Asked by: David Taylor (Labour - Hemel Hempstead)

Question to the Department for Work and Pensions:

To ask the Secretary of State for Work and Pensions, what steps she is taking to ensure that the Child Maintenance Service takes action against people who are in arrears.

Answered by Andrew Western - Parliamentary Under-Secretary (Department for Work and Pensions)

The Child Maintenance Service (CMS) will do everything within its powers to make sure parents comply and has made significant improvements to the process to speed up action when payments first break down and to target enforcement action more effectively.

Where parents fail to take responsibility for paying for their children, the CMS will not hesitate to use the full range of strong enforcement powers available. These include, using Enforcement Agents (previously known as bailiffs) to take control of goods, forcing the sale of property, removal of driving license or UK passport, deductions directly from earnings and bank accounts or even commitment to prison.

8% (£682.1 million) of the total maintenance due to be paid since the CMS began, remains to be collected through Collect & Pay but this is falling.

In the past year to September 2024, the CMS collected £16.8 million from paying parents with civil enforcement actions in process and an additional £5.4 million from paying parents with our most serious enforcement action in process.

In the twelve months to September 2024, there were 2,857 applications to the courts in England, Wales and Scotland for our most serious enforcement powers. Of these the courts issued two immediate prison sentences and 316 suspended prison sentences.


Written Question
Children: Maintenance
Monday 10th February 2025

Asked by: David Taylor (Labour - Hemel Hempstead)

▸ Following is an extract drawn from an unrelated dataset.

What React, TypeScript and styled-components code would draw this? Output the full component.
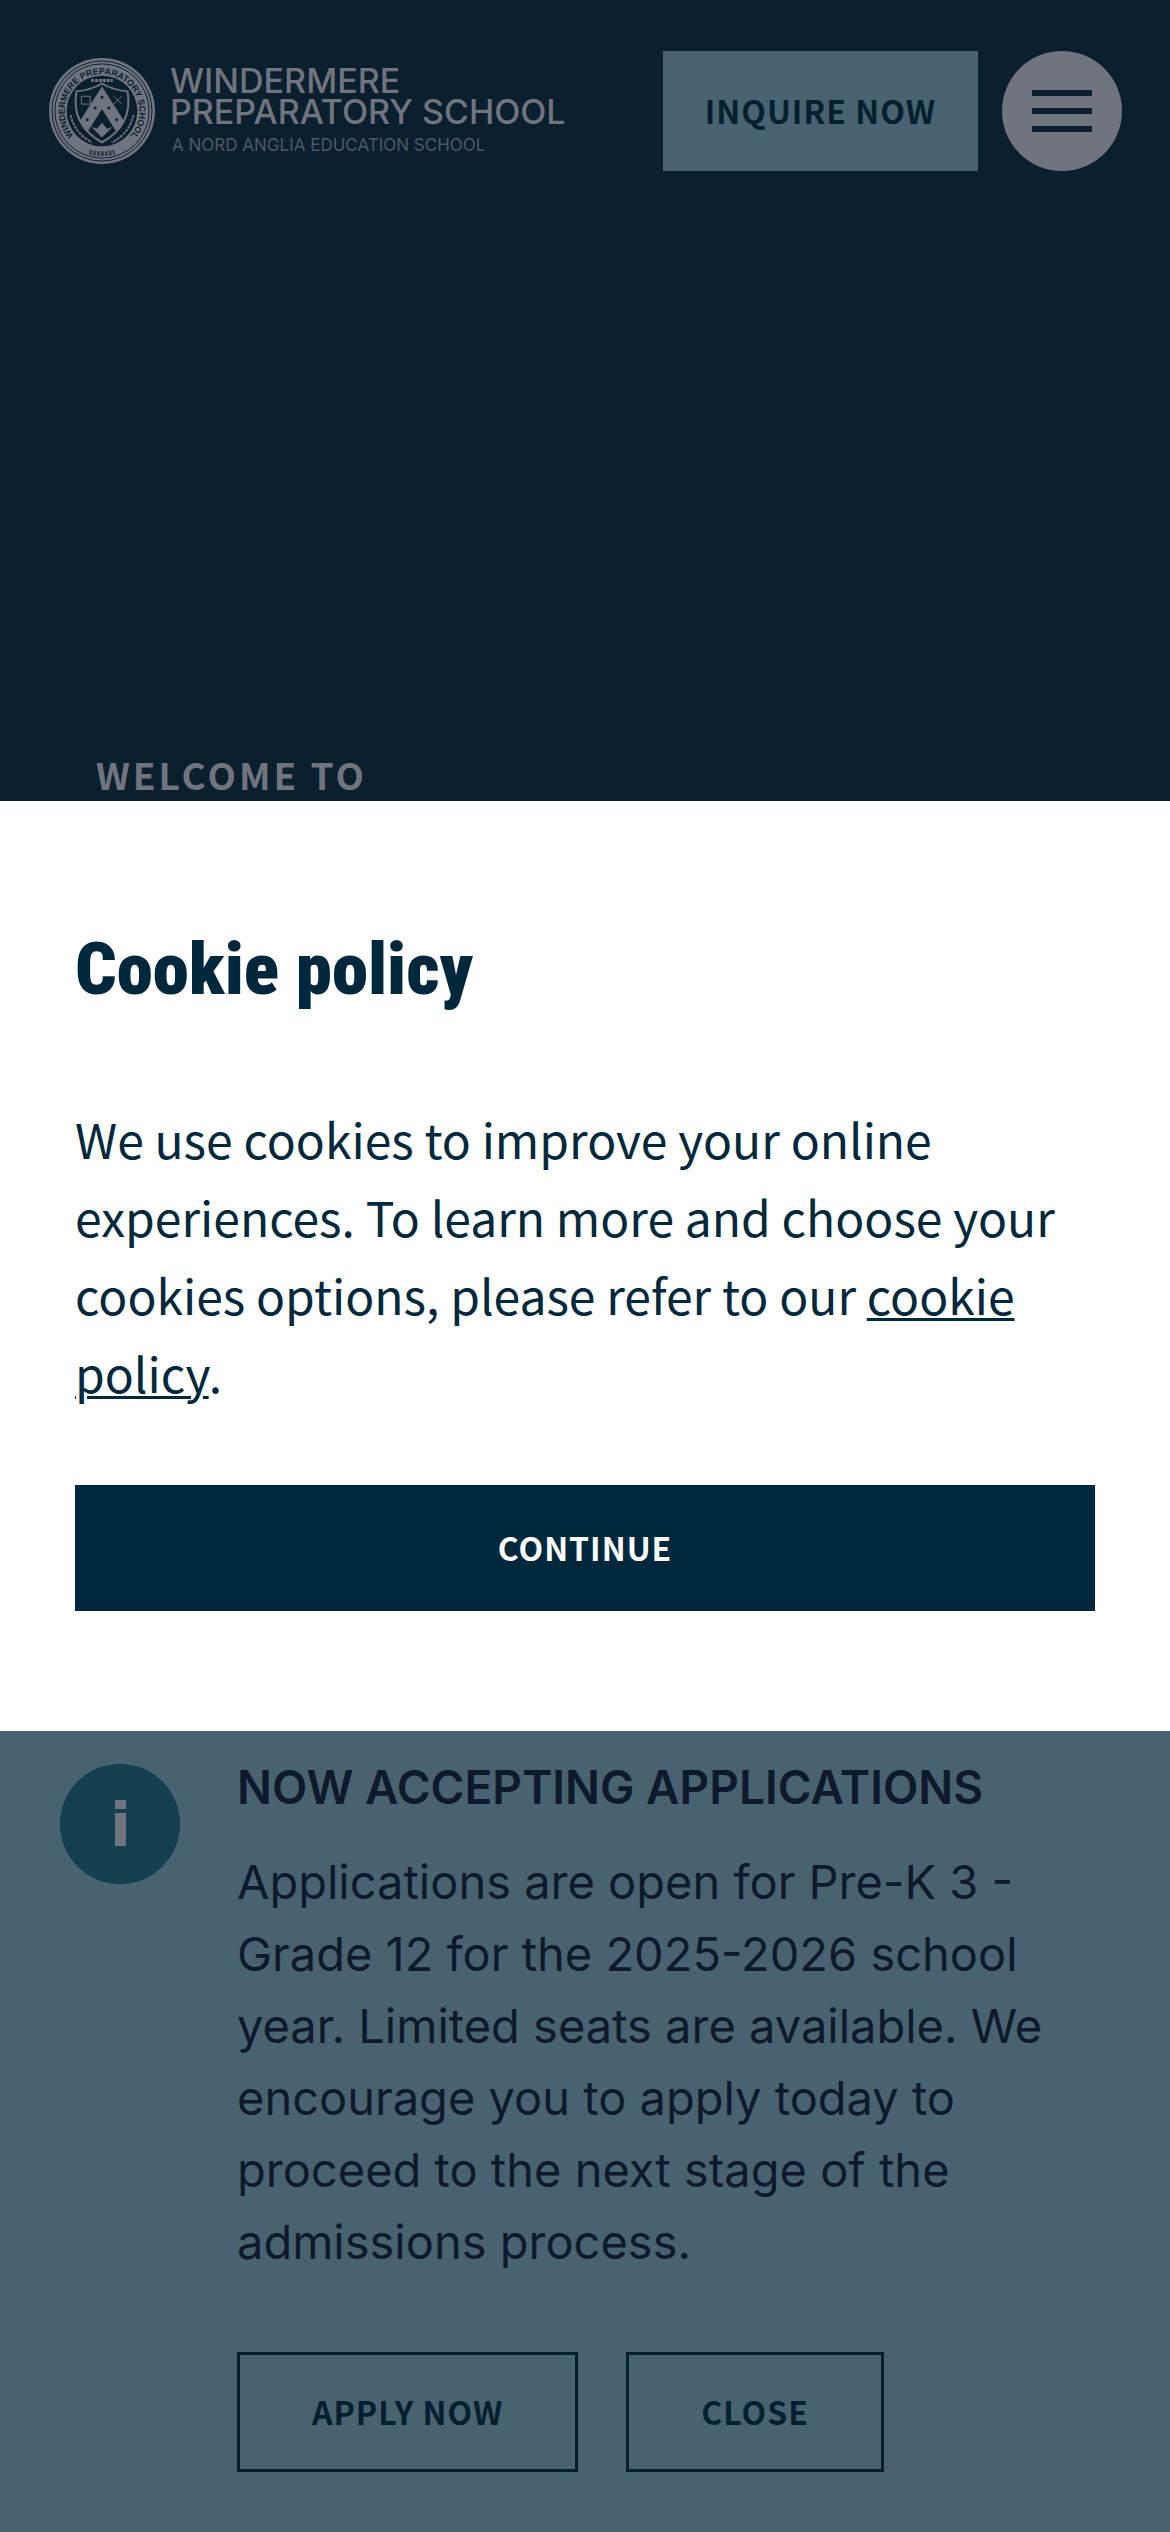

Question to the Department for Work and Pensions:

To ask the Secretary of State for Work and Pensions, what steps she is taking to ensure that the Child Maintenance Service takes action against people committing fraud by hiding assets in order to avoid paying child maintenance.

Answered by Andrew Western - Parliamentary Under-Secretary (Department for Work and Pensions)

Most parents pay some or all their maintenance liability without issue however, the Child Maintenance Service is aware of a small number of parents whose maintenance liability is inconsistent with their financial resources, usually because they can choose to support themselves via a complex arrangement of assets instead of, or in addition to, taking a salary.

Cases involving complex income or suspected fraudulent behaviour can be looked into by the FIU. This is a specialist team which can request information from financial institutions to check the accuracy of information the CMS is given.

In the quarter ending September 2024, 300 financial investigation cases were referred to the Financial Investigations Unit (FIU) in addition to 875 ongoing cases from previous quarters. In the same quarter, 340 financial investigations were completed of which 210 resulted in a maintenance assessment change.